Regan Heath:
> but it seems like it's not quite what we want, we really want 
> a set of compile time constants.

I meant using the same design strategy. See below.

--------------------

Andrei:

>In particular, economy of means does not seem to be one of C#'s strengths.<

I agree, surely C# is not a compact and orthogonal language. C# devs are aware 
of this, you can see it from the very low number of features they have added to 
C#4.


>Who are "they"?<

Almost everyone that posts on this newsgroup :-) I put myself in the group too, 
because I am not expert of C# and many times in the past I have "invented" 
things for D that later I have found in C#, sometimes with a design better than 
mine.


>Why does a mechanism that allows creating bitfields, custom enums, flags, 
>custom-base literals, and more, feel hackish, whereas dumping a wheelbarrow of 
>narrow-usefulness features with every release while still failing to address 
>major problems (concurrency, immutability) feels not?<

I agree with you that too many features turn a language in a ball of mud.

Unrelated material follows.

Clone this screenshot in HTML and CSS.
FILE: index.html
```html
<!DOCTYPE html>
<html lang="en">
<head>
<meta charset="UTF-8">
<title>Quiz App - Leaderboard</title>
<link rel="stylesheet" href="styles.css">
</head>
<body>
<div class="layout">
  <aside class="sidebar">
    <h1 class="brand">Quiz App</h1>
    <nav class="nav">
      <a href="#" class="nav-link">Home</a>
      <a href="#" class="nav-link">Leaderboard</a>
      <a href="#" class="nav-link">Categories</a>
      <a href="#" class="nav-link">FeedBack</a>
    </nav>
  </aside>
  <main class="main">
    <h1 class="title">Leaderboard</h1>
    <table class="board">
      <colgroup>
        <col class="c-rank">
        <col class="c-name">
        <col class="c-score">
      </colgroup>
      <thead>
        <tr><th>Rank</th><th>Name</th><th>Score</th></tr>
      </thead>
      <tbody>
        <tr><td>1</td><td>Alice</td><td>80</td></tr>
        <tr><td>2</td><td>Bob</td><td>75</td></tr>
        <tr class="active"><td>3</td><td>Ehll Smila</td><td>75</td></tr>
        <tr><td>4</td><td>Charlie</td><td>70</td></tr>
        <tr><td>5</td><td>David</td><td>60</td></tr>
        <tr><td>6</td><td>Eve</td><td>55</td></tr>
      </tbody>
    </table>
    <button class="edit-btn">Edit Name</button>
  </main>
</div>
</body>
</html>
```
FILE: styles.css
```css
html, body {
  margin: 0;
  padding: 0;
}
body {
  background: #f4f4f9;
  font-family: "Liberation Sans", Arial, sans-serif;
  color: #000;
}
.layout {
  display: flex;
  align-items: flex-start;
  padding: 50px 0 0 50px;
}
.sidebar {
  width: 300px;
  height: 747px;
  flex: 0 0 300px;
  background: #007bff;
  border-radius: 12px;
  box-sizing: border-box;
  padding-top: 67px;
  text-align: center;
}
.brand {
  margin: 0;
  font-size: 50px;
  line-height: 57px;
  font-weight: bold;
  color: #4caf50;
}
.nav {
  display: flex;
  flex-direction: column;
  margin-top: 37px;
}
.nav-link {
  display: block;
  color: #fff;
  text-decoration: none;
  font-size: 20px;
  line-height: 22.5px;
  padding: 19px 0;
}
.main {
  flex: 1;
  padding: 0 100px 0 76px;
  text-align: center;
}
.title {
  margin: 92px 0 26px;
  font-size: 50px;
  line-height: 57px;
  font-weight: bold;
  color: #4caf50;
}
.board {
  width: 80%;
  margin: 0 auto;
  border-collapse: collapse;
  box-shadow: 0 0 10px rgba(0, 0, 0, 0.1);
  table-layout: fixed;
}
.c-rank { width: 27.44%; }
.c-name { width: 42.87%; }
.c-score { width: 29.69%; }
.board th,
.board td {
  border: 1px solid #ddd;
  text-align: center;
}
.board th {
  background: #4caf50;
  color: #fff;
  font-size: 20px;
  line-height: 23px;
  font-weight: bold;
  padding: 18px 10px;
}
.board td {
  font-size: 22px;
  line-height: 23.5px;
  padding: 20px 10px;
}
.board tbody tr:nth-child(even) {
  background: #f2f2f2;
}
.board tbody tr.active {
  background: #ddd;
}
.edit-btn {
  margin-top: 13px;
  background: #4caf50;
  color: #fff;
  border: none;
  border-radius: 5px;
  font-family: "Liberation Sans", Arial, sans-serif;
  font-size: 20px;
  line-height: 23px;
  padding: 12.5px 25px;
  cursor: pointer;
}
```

On 
the other hand an excess of abstraction or relying too much on the composition 
of elementary parts makes writing code like solving a Rubik cube (see Scheme 
language or your "find" algorithm in Phobos2).

In this case it may be acceptable to use compile-time strings to create a 
flags-like struct, I'd like to write it :-) But I am not sure it's the best 
solution. I have to judge when it's done. Maybe in this case the C# solution is 
the best. The main of my precedent post was that you can't allow arithmetic 
operations on enums just because you may want to use them as bit flags. They 
are two different purposes. In this case C# tells the two usages apart in a 
clear way, instead of mudding them together. If the purpose is clear and well 
defined, and the usage is safe, I think programmers don't have too much hard 
time remembering the purpose of fields. That's why I don't think introducing 
"many" keywords is bad, it's better to use something like "autoconst" than 
using "inout" to save a keyword, that's unrelated to the its purpose. The 
lesson given by the success of large languages like C# is that programmers are 
able to remember and use many things if their purpose is clear and def!
 ined in a semantically tidy way. (I think the current design decisions of D 
enums are not the best ones.)

The code of std.bitmanip.bitfields is hard or impossible to understand, to 
read, to fix, to modify, to improve. Compile-time strings used as macros are 
acceptable for one-liners, but your (nicely safe!) bitfields shows that it's 
not fit when you want to push it to that complexity level.